Kiyoomi narrowed his eyes. “Bullshit. You’re tied down because of me, because of my fears.” He let his face slacken, his features ease into something warm, maybe, or hopeful, he doesn’t know what his face looked like. In that moment he couldn’t feel his body, felt as if he was morphing, formless, until all that remained were his eyes, so he could gaze upon the silent beauty of Miya Atsumu. “This isn’t anyone's fault,” he whispered, finally, weakly.
“Then make it someone’s,” Atsumu sobbed, falling into his chest.. “Make it mine, so I can fix it. So I can change for you, for us.”
“No,” Kiyoomi hissed. “Changing for someone isn’t love, Atsumu. Love isn’t compromise-”
“-it’s collaboration.” Atsumu finished, tears rolling down his face.
“You said that to me, at the very beginning of us.”
“Well,” Atsumu huffed. “Well, fuck what I said! When I said that I wasn’t about to lose the love with my life, Kiyoomi.”
“If you changed for me, I wouldn’t be able to live with myself.” Kiyoomi murmured. “I’d hate myself until I died.”
“But we’d be together now.”
Kiyoomi cast a glare at him. “That’s selfish, ‘Tsumu.”
“Says ‘ ya,” Atsumu sniffed. “‘Yer the guy trying to break up with me.”
He bit back his tears, bit back the lurching agony rising in his chest, into his throat, blocking his airways, edging slowly through his body and hacking away at his emotions. “It’s necessary,” he said, “for you to be happy.”
“‘Yer making that decision for me, ‘Omi. ‘Ya don’t get to tell me what makes me happy or not, and right now, what makes me happiest is ‘ya.”

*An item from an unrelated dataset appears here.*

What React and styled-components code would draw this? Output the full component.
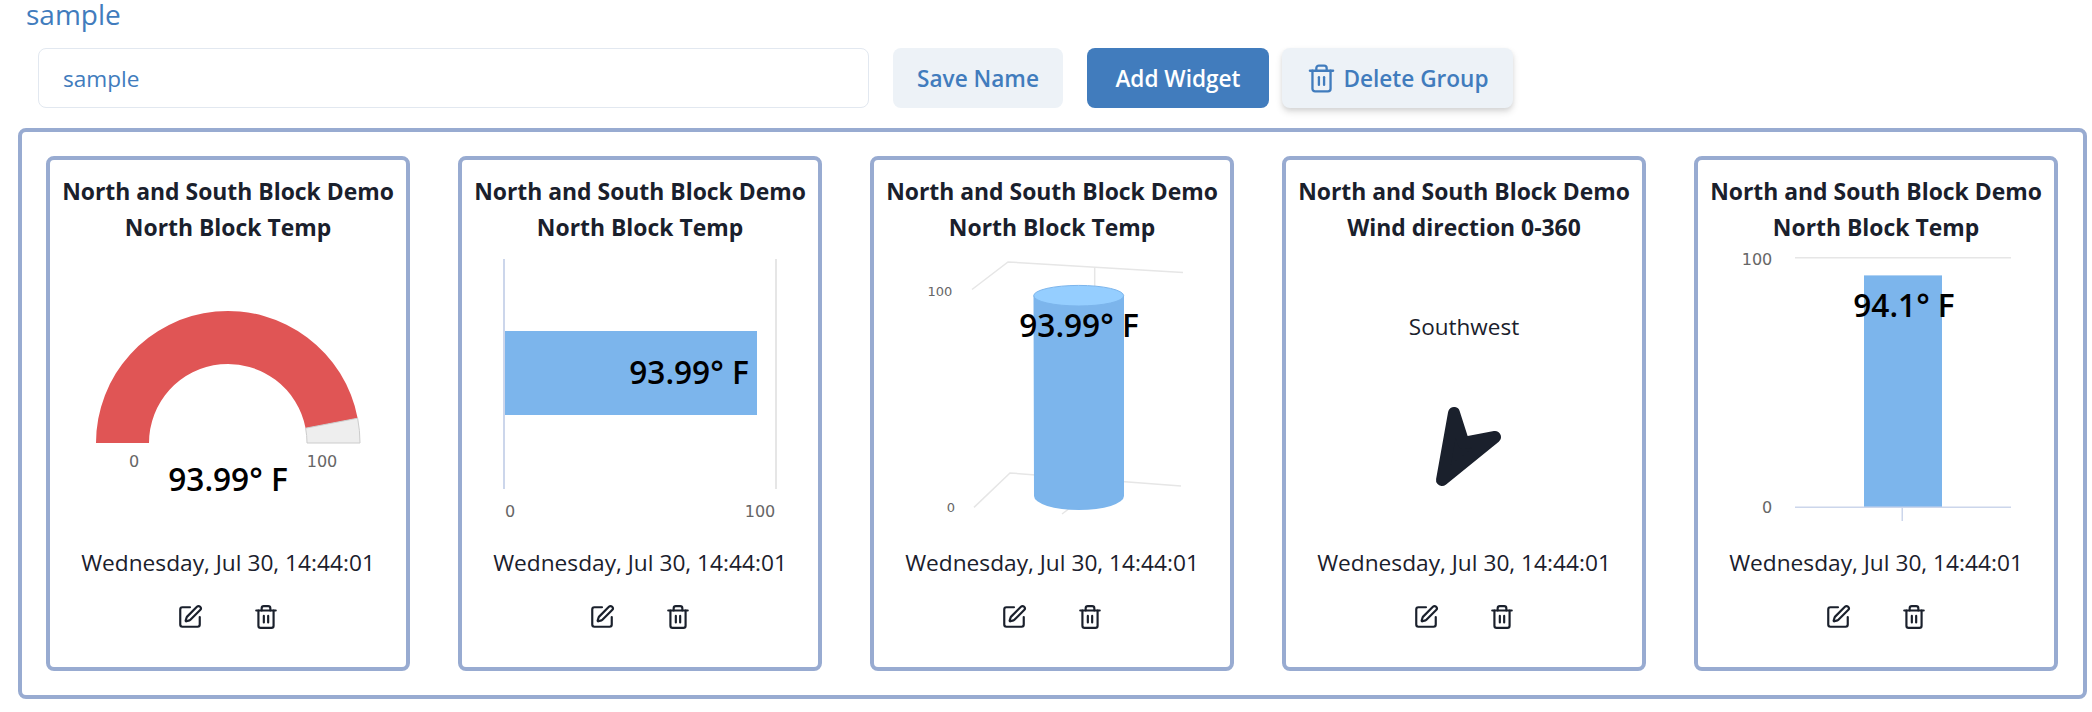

They sat in heavy silence, introspective, oppressive, until Atsumu’s hand snuck into Kiyoomi’s. “‘Ya said I was everything beautiful about the world. I don’t think ‘ya understand, ‘yer everything beautiful about me, ‘Omi.”
“You’ll find new things to make you beautiful, ‘Tsumu.” Kiyoomi whispered. “You always do.”
Atsumu sighed. “I don’t want to. I want to live in this moment forever. Careless, free, with nothing but each other, and all the beautiful things.”
“Life doesn’t work like that.” Kiyoomi looked up at the ceiling, if only in a failed attempt to hide the mist in his eyes from Atsumu. “It speeds on, ready or not.”
“I think I hate that the most.”
“Me too, ‘Tsumu,” Kiyoomi hummed. “Me too.”
“So, this is it. Us.”
“Yeah,” Kiyoomi agreed quietly, “I guess it is. And this doesn’t have forever. I’m gonna work to get under control, to get better. I’m not gonna let my condition control.”
Atsumu carefully dislodged himself from Kiyoomi, and slowly began to walk to the door. “I’m gonna-I’m gonna go stay with ‘Samu for a couple days. I’ll come back for my stuff soon.” Just as he was slipping on his shoes, he turned to Kiyoomi. “And, ‘Omi? Call me when you get better. Maybe we can try again soon.” There was a small, saddened smile gracing his face. “Be it tomorrow, be it another life, I’ll wait for us.”
Just as Kiyoomi started nodding, the door clicked shut behind Atsumu, leaving Kiyoomi sitting on the couch in the apartment. Alone.